Based on his conviction, reckless and dangerous foreign criminal Singh Khosa was found to be inadmissible to Canada and was ordered deported in April 2003, but it took six years to clear all the roadblocks to remove him from the country. Why did it take so long?
It comes back to that sentence of two years less a day. Under our current system, a permanent resident who receives a sentence greater than six months but less than two years is subject to removal but still can appeal that removal to the Immigration Appeal Division of the Immigration and Refugee Board. It is worth noting that in cases like that of Mr. Khosa, two years less a day is a common sentence.
Not surprisingly, Singh Khosa took full advantage of his access to the appeals process. His appeal before the Immigration Appeal Division, and subsequent related hearings before various courts enabled him to delay his deportation for the better part of seven years.
Irene Thorpe was killed in a matter of seconds. We all know how her family felt about a seven-year appeal process to finally deport the person responsible, who was convicted beyond a reasonable doubt in the criminal courts.
As members of this House, we must keep the safety of Canadians at the forefront of our decisions and take action to repair a system that allows foreign criminals to delay their removal from this country for years and years. We must put the interests of victims and of law-abiding Canadians ahead of the interests of criminals.
Fortunately we have a great opportunity to do so by ensuring that the measures in the faster removal of foreign criminals act become the law of our land. There is a number of measures in this bill that would improve the system and create a greater sense of justice and fairness for victims of criminals such as Mr. Khosa.
As a lawyer myself who has stood for the human rights of Canadians in the courts of our land, I still believe we need to keep dangerous foreign criminals from having access to endless appeals to delay their deportation. We need to take them off the streets and out of our country. I sincerely urge my friends in the opposition to stop playing partisan games and to listen to victims organizations, police associations, immigration lawyers and experts and Canadians all across the country who have told us loudly and clearly that they support the faster removal of foreign criminals act.
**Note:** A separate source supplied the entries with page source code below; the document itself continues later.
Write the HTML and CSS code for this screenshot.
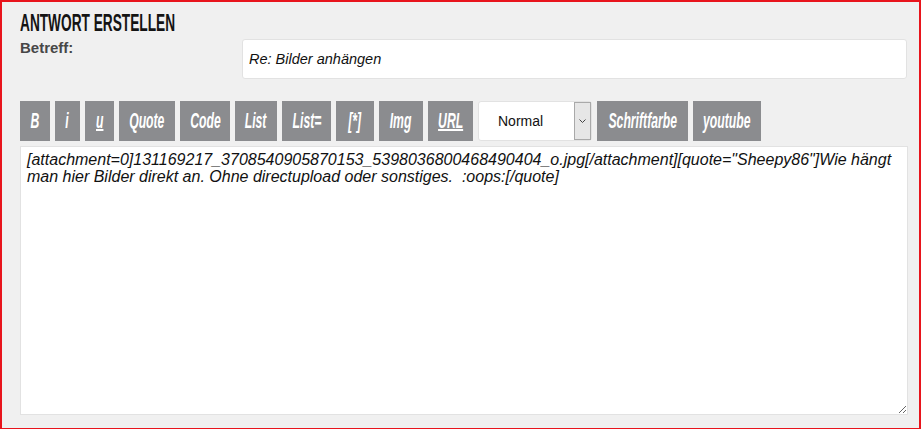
FILE: index.html
```html
<!DOCTYPE html>
<html lang="de">

<head>
    <meta charset="UTF-8">
    <title>Antwort erstellen</title>
    <link rel="stylesheet" href="styles.css">
</head>

<body>
    <div class="reply-frame">
        <h2 class="reply-title"><span class="narrow">ANTWORT ERSTELLEN</span></h2>

        <!-- Subject -->
        <div class="subject-row">
            <label for="subject" class="subject-label">Betreff:</label>
            <input type="text" id="subject" class="subject-input" value="Re: Bilder anhängen">
        </div>

        <!-- BBCode toolbar -->
        <div class="toolbar">
            <button class="bb-button bb-b"><span class="narrow">B</span></button>
            <button class="bb-button bb-i"><span class="narrow">i</span></button>
            <button class="bb-button bb-u"><span class="narrow under">u</span></button>
            <button class="bb-button bb-quote"><span class="narrow">Quote</span></button>
            <button class="bb-button bb-code"><span class="narrow">Code</span></button>
            <button class="bb-button bb-list"><span class="narrow">List</span></button>
            <button class="bb-button bb-listeq"><span class="narrow">List=</span></button>
            <button class="bb-button bb-item"><span class="narrow">[*]</span></button>
            <button class="bb-button bb-img"><span class="narrow">Img</span></button>
            <button class="bb-button bb-url"><span class="narrow under">URL</span></button>
            <div class="size-select">
                <select class="size-native">
                    <option>Normal</option>
                </select>
                <span class="size-arrow">
                    <svg width="7" height="4" viewBox="0 0 7 4"><path d="M0.5 0.5 L3.5 3.5 L6.5 0.5" fill="none" stroke="#444" stroke-width="1"/></svg>
                </span>
            </div>
            <button class="bb-button bb-color"><span class="narrow">Schriftfarbe</span></button>
            <button class="bb-button bb-yt"><span class="narrow">youtube</span></button>
        </div>

        <!-- Message body -->
        <textarea class="message" rows="15">[attachment=0]131169217_3708540905870153_5398036800468490404_o.jpg[/attachment][quote="Sheepy86"]Wie hängt man hier Bilder direkt an. Ohne directupload oder sonstiges.  :oops:[/quote]</textarea>
    </div>
</body>

</html>
```

FILE: styles.css
```css
html,
body {
    margin: 0;
    padding: 0;
    height: 100%;
}

body {
    font-family: "Liberation Sans", Arial, sans-serif;
    background-color: #f0f0f0;
    color: #222;
}

.reply-frame {
    box-sizing: border-box;
    height: 429px;
    width: 921px;
    border: 2px solid #e8141c;
    border-bottom-width: 1px;
    padding: 6px 12px 0 18px;
}

/* condensed look: no narrow font installed, so squeeze a normal one */
.narrow {
    display: inline-block;
    transform: scaleX(0.555);
}

.reply-title {
    margin: 0;
    font-family: "Liberation Sans", Arial, sans-serif;
    font-weight: bold;
    font-size: 24px;
    line-height: 30px;
    color: #141414;
}

.reply-title .narrow {
    transform: scaleX(0.57);
    transform-origin: left center;
}

.subject-row {
    display: flex;
    align-items: flex-start;
    margin-top: 1px;
}

.subject-label {
    width: 222px;
    font-size: 15px;
    font-weight: bold;
    color: #474747;
}

.subject-input {
    flex: 1;
    height: 40px;
    box-sizing: border-box;
    border: 1px solid #e2e2e2;
    border-radius: 3px;
    padding: 0 6px;
    font-family: "Liberation Sans", Arial, sans-serif;
    font-size: 14.5px;
    font-style: italic;
    color: #111;
    background: white;
}

.toolbar {
    display: flex;
    gap: 5px;
    margin-top: 22px;
    height: 40px;
}

.bb-button {
    display: flex;
    align-items: center;
    justify-content: center;
    background-color: #8b8c8f;
    color: white;
    border: none;
    padding: 0;
    font-family: "Liberation Sans", Arial, sans-serif;
    font-style: italic;
    font-weight: bold;
    font-size: 22px;
    white-space: nowrap;
}

.under {
    text-decoration: underline;
    text-decoration-thickness: 1.5px;
}

.bb-b { width: 30px; }
.bb-i { width: 25px; }
.bb-u { width: 29px; }
.bb-quote { width: 56px; }
.bb-code { width: 50px; }
.bb-list { width: 42px; }
.bb-listeq { width: 49px; }
.bb-item { width: 38px; }
.bb-img { width: 44px; }
.bb-url { width: 45px; }
.bb-color { width: 91px; }
.bb-yt { width: 68px; }

.size-select {
    position: relative;
    width: 114px;
}

.size-native {
    appearance: none;
    width: 100%;
    height: 40px;
    border: 1px solid #e2e2e2;
    border-radius: 3px;
    background: white;
    padding: 0 19px;
    font-family: "Liberation Sans", Arial, sans-serif;
    font-size: 14px;
    color: #111;
}

.size-arrow {
    position: absolute;
    top: 1px;
    right: 1px;
    width: 15px;
    height: 36px;
    border: 1px solid #a9a9a9;
    background: #e6e6e6;
    display: flex;
    align-items: center;
    justify-content: center;
}

.message {
    display: block;
    box-sizing: border-box;
    width: 888px;
    height: 269px;
    margin-top: 5px;
    border: 1px solid #e2e2e2;
    padding: 4px 6px;
    font-family: "Liberation Sans", Arial, sans-serif;
    font-size: 16px;
    font-style: italic;
    line-height: 17px;
    color: #111;
    background: white;
}
```
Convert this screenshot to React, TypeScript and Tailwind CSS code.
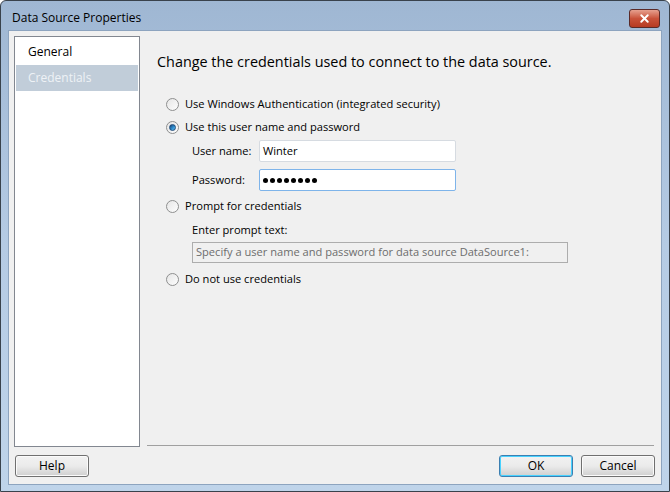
import { X } from 'lucide-react';

const Radio = ({ checked }: { checked?: boolean }) => (
  <span className="w-[13px] h-[13px] rounded-full border border-[#8e8f8f] bg-gradient-to-br from-[#e6e6e6] to-[#fdfdfd] flex items-center justify-center shrink-0">
    {checked && (
      <span className="w-[7px] h-[7px] rounded-full bg-gradient-to-br from-[#1a3e6b] via-[#2a86c8] to-[#5fc1f2] border border-[#1d4a7a]" />
    )}
  </span>
);

const WinButton = ({ label, focused, className = '' }: { label: string; focused?: boolean; className?: string }) => (
  <div
    className={`w-[74px] h-[22px] rounded-[3px] border flex items-center justify-center text-[12px] text-black ${
      focused
        ? 'border-[#3c7fb1] shadow-[inset_0_0_0_1px_#48d2ff] bg-gradient-to-b from-[#f2f2f2] via-[#ebebeb] to-[#cfcfcf]'
        : 'border-[#707070] shadow-[inset_0_0_0_1px_#fbfbfb] bg-gradient-to-b from-[#f2f2f2] via-[#ebebeb] to-[#cfcfcf]'
    } ${className}`}
  >
    {label}
  </div>
);

const dots = [0, 1, 2, 3, 4, 5, 6, 7];

export default function App() {
  return (
    <div
      className="w-[670px] h-[492px] flex flex-col border border-[#39424c] rounded-t-[6px] bg-gradient-to-b from-[#9fb7d3] via-[#b5cbe4] to-[#bfd4ea] overflow-hidden"
      style={{ fontFamily: '"Open Sans", "Liberation Sans", sans-serif' }}
    >
      {/* Title bar */}
      <div className="h-[29px] flex items-start pt-[8px] pl-[11px] pr-[9px] shrink-0">
        <span className="text-[12px] leading-[18px] text-black flex-1">Data Source Properties</span>
        <div className="w-[31px] h-[19px] rounded-[3px] border border-[#5a2a28] bg-gradient-to-b from-[#e6a08f] via-[#c9523a] to-[#b63a22] flex items-center justify-center">
          <X className="w-[13px] h-[13px] text-white" strokeWidth={3.5} />
        </div>
      </div>

      {/* Client */}
      <div className="flex-1 mx-[7px] mb-[7px] bg-[#f0f0f0] border border-[#8da4bf] flex flex-col pl-[5px] pr-[6px] pt-[5px] pb-[7px]">
        <div className="h-[411px] flex">
          <div className="w-[126px] h-full bg-white border border-[#828790] flex flex-col pt-[1px] px-[1px]">
            <div className="h-[27px] flex items-center px-[12px] text-[12px] text-black">General</div>
            <div className="h-[26px] flex items-center px-[12px] text-[12px] text-[#eef2f6] bg-[#c1cdd9]">Credentials</div>
          </div>

          <div className="flex-1 ml-[7px] flex flex-col">
            <div className="flex-1 flex flex-col pl-[10px] text-[11.1px] text-black">
              <div className="text-[14.4px] mt-[15px] h-[21px] leading-[21px]">
                Change the credentials used to connect to the data source.
              </div>

              <div className="mt-[23px] flex items-center gap-[6px] h-[18px] pl-[9px]">
                <Radio />
                <span>Use Windows Authentication (integrated security)</span>
              </div>
              <div className="mt-[5px] flex items-center gap-[6px] h-[18px] pl-[9px]">
                <Radio checked />
                <span>Use this user name and password</span>
              </div>

              <div className="mt-[4px] flex items-center h-[22px] pl-[35px]">
                <span className="w-[67px]">User name:</span>
                <div className="w-[197px] h-[22px] bg-white border border-[#d6dbe1] rounded-[2px] flex items-center px-[3px]">Winter</div>
              </div>
              <div className="mt-[7px] flex items-center h-[22px] pl-[35px]">
                <span className="w-[67px]">Password:</span>
                <div className="w-[197px] h-[22px] bg-white border border-[#7eb4ea] rounded-[2px] flex items-center pl-[3px] gap-[2px]">
                  {dots.map((d) => (
                    <span key={d} className="w-[5px] h-[5px] rounded-full bg-black" />
                  ))}
                </div>
              </div>

              <div className="mt-[6px] flex items-center gap-[6px] h-[18px] pl-[9px]">
                <Radio />
                <span>Prompt for credentials</span>
              </div>
              <div className="mt-[6px] h-[18px] flex items-center pl-[35px]">Enter prompt text:</div>
              <div className="mt-[3px] ml-[35px] w-[376px] h-[21px] bg-[#f0f0f0] border border-[#adadad] flex items-center px-[3px] text-[#6d6d6d]">
                Specify a user name and password for data source DataSource1:
              </div>
              <div className="mt-[7px] flex items-center gap-[6px] h-[18px] pl-[9px]">
                <Radio />
                <span>Do not use credentials</span>
              </div>
            </div>
            <div className="h-[1px] bg-[#a0a0a0] mb-[1px] mr-[1px]" />
          </div>
        </div>

        <div className="mt-[8px] flex items-center">
          <WinButton label="Help" className="ml-[1px]" />
          <div className="flex-1" />
          <WinButton label="OK" focused />
          <WinButton label="Cancel" className="ml-[8px]" />
        </div>
      </div>
    </div>
  );
}
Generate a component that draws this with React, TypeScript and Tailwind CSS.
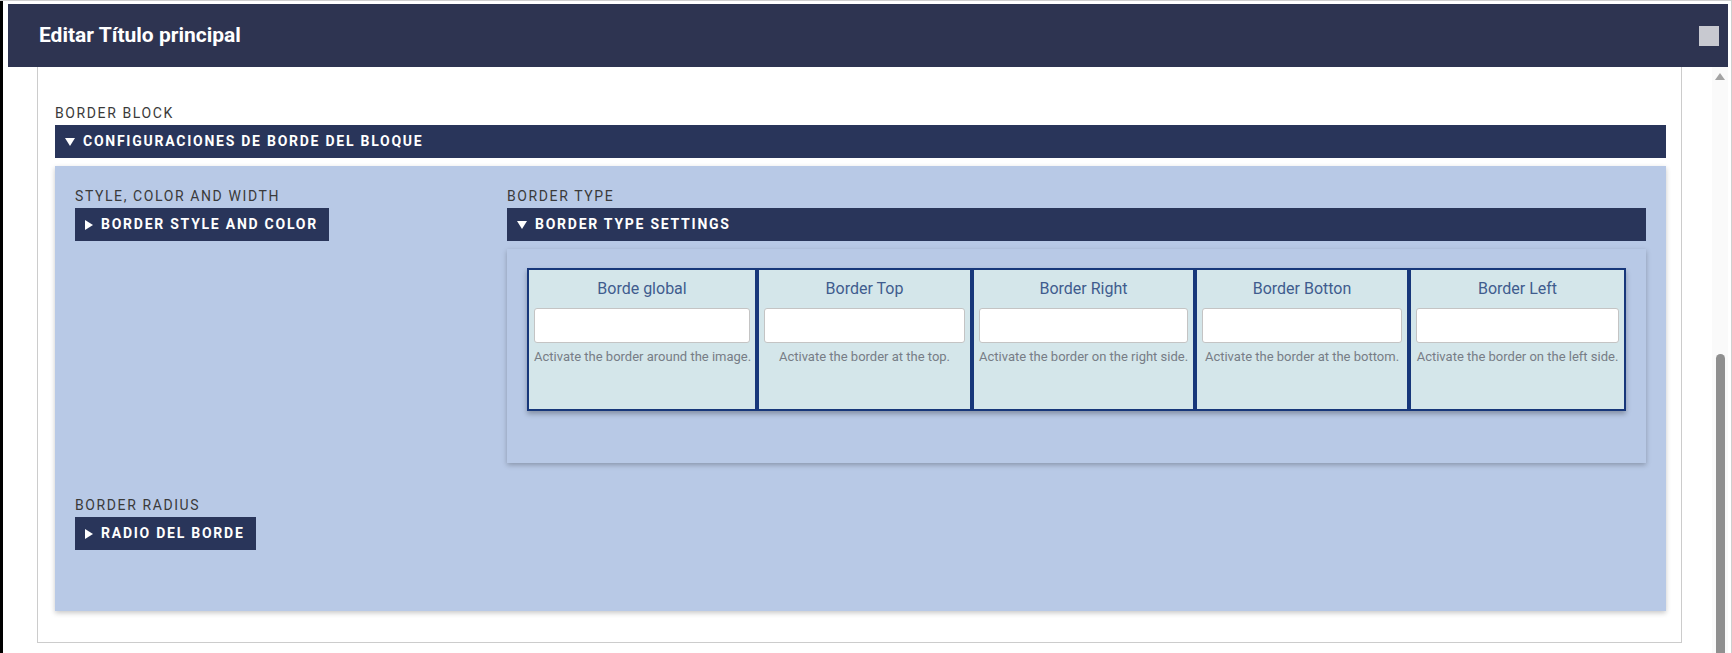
import React from "react";

function Caret({ open }: { open: boolean }) {
    return open ? (
        <svg width="10" height="8" viewBox="0 0 10 8" className="shrink-0">
            <polygon points="0,0 10,0 5,8" fill="white" />
        </svg>
    ) : (
        <svg width="8" height="10" viewBox="0 0 8 10" className="shrink-0">
            <polygon points="0,0 8,5 0,10" fill="white" />
        </svg>
    );
}

function Label({ text }: { text: string }) {
    return (
        <div className="pt-[2px] text-[14px] leading-[18px] tracking-[1.6px] text-[#3a3a3a] uppercase">{text}</div>
    );
}

function Toggle({ text, open, full }: { text: string; open: boolean; full?: boolean }) {
    return (
        <div
            className={`mt-[3px] h-[33px] bg-[#29355a] flex items-center gap-[8px] pl-[10px] pr-[11px] ${full ? "w-full" : "w-fit"}`}
        >
            <Caret open={open} />
            <span className="text-white font-bold text-[14px] tracking-[1.75px] uppercase">{text}</span>
        </div>
    );
}

const cards = [
    { title: "Borde global", help: "Activate the border around the image.", w: "w-[230px]" },
    { title: "Border Top", help: "Activate the border at the top.", w: "w-[215px]" },
    { title: "Border Right", help: "Activate the border on the right side.", w: "w-[223px]" },
    { title: "Border Botton", help: "Activate the border at the bottom.", w: "w-[214px]" },
    { title: "Border Left", help: "Activate the border on the left side.", w: "w-[217px]" },
];

export default function App() {
    return (
        <div className="w-[1732px] h-[653px] overflow-hidden bg-white flex font-['Roboto',sans-serif] border-t border-r border-[#cfcfcf]">
            <div className="w-[3px] bg-black shrink-0" />
            <div className="flex-1 flex flex-col pl-[5px] pt-[3px] pr-[3px] min-w-0">
                {/* modal header */}
                <div className="h-[63px] bg-[#2e3451] flex items-center justify-between pl-[31px] pr-[9px] shrink-0">
                    <h1 className="text-white font-bold text-[21px]">Editar Título principal</h1>
                    <div className="w-[20px] h-[20px] bg-[#c8c9d0]" />
                </div>

                <div className="flex flex-1 min-h-0">
                    <div className="flex-1 pl-[29px] pr-[30px]">
                        <div className="border-l border-r border-b border-[#cccccc] pl-[17px] pr-[15px] pt-[35px] pb-[31px]">
                            <Label text="Border Block" />
                            <Toggle text="Configuraciones de borde del bloque" open full />

                            <div className="mt-[8px] bg-[#b8c9e6] shadow-[0_2px_5px_rgba(0,0,0,0.22)] pl-[20px] pr-[20px] pt-[19px] pb-[61px]">
                                <div className="flex">
                                    <div className="w-[432px] shrink-0">
                                        <Label text="Style, color and width" />
                                        <Toggle text="Border style and color" open={false} />
                                    </div>
                                    <div className="flex-1">
                                        <Label text="Border type" />
                                        <Toggle text="Border type settings" open full />
                                        <div className="mt-[8px] bg-[#b8c9e6] shadow-[0_2px_5px_rgba(0,0,0,0.25)] px-[20px] pt-[19px] pb-[52px]">
                                            <div className="flex shadow-[0_3px_5px_rgba(0,0,0,0.28)]">
                                                {cards.map((c) => (
                                                    <div
                                                        key={c.title}
                                                        className={`${c.w} h-[143px] bg-[#d4e6ea] border-2 border-[#17377a] px-[5px] pt-[8px]`}
                                                    >
                                                        <div className="text-center text-[16px] leading-[22px] text-[#3f5c8e]">{c.title}</div>
                                                        <div className="mt-[8px] h-[35px] bg-white border border-[#c4c4c4] rounded-[3px]" />
                                                        <div className="mt-[5px] text-center text-[13px] leading-[18px] text-[#777d86] whitespace-nowrap">
                                                            {c.help}
                                                        </div>
                                                    </div>
                                                ))}
                                            </div>
                                        </div>
                                    </div>
                                </div>

                                <div className="mt-[31px]">
                                    <Label text="Border radius" />
                                    <Toggle text="Radio del borde" open={false} />
                                </div>
                            </div>
                        </div>
                    </div>

                    {/* scrollbar */}
                    <div className="w-[16px] bg-[#fafafa] flex flex-col items-center shrink-0">
                        <svg width="10" height="7" viewBox="0 0 10 7" className="mt-[6px]">
                            <polygon points="5,0 10,7 0,7" fill="#a3a3a3" />
                        </svg>
                        <div className="mt-[274px] w-[9px] flex-1 bg-[#8f8f8f] rounded-t-[5px]" />
                    </div>
                </div>
            </div>
        </div>
    );
}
These are not partisan issues. These are common sense issues. Without a doubt, these tough but fair measures are welcome and long needed. They improve the integrity of the immigration system without compromising its generosity.
Well-known media commentator Lorne Gunter put it well in a recent column when he wrote the following:
If you wish to move here and become a citizen.... Why should Canada have to keep you if you demonstrate your danger to the community during your probationary period?... It is not mean or hard-hearted to deny them citizenship and punt them from our shores more quickly.... If you want to come to Canada and make a new life, welcome. We love to have you. But if you commit a crime while awaiting citizenship, don't claim to be a victim if we make you leave.
An editorial in The Globe and Mail argued, and I quote:
—it is difficult to argue with the bill's main thrust. The immigration process can be enormously complex, but one principle should be fairly straightforward: The tiny share of immigrants and refugees who lack citizenship and are convicted of serious crimes on Canadian soil forfeit their right to be here.
I emphasize the word “tiny” to my friend across the way who suggested that this was to characterize a large number of people as criminals.
I do not imagine that too many Canadians would disagree with this editorial. In fact, I am sure that most Canadians would be shocked to know how easy it is under existing rules for foreign criminals to avoid removal for years on end.
Canadians are generous and welcoming people, but we have no tolerance for criminals and fraudsters abusing our generosity. Our Conservative government is putting a stop to foreign criminals relying on endless appeals to delay their removal from Canada, during which time they continue to terrorize innocent Canadians.
Once again, I appeal to all of my hon. colleagues in the New Democratic and Liberal parties to stop opposing this bill. Listen to Canadians and help us ensure the speedy passage into law. Today is a day we can stop Canadians from being victimized by dangerous foreign criminals who have avoided deportation and remain in the country due to a system that provides them with endless appeals.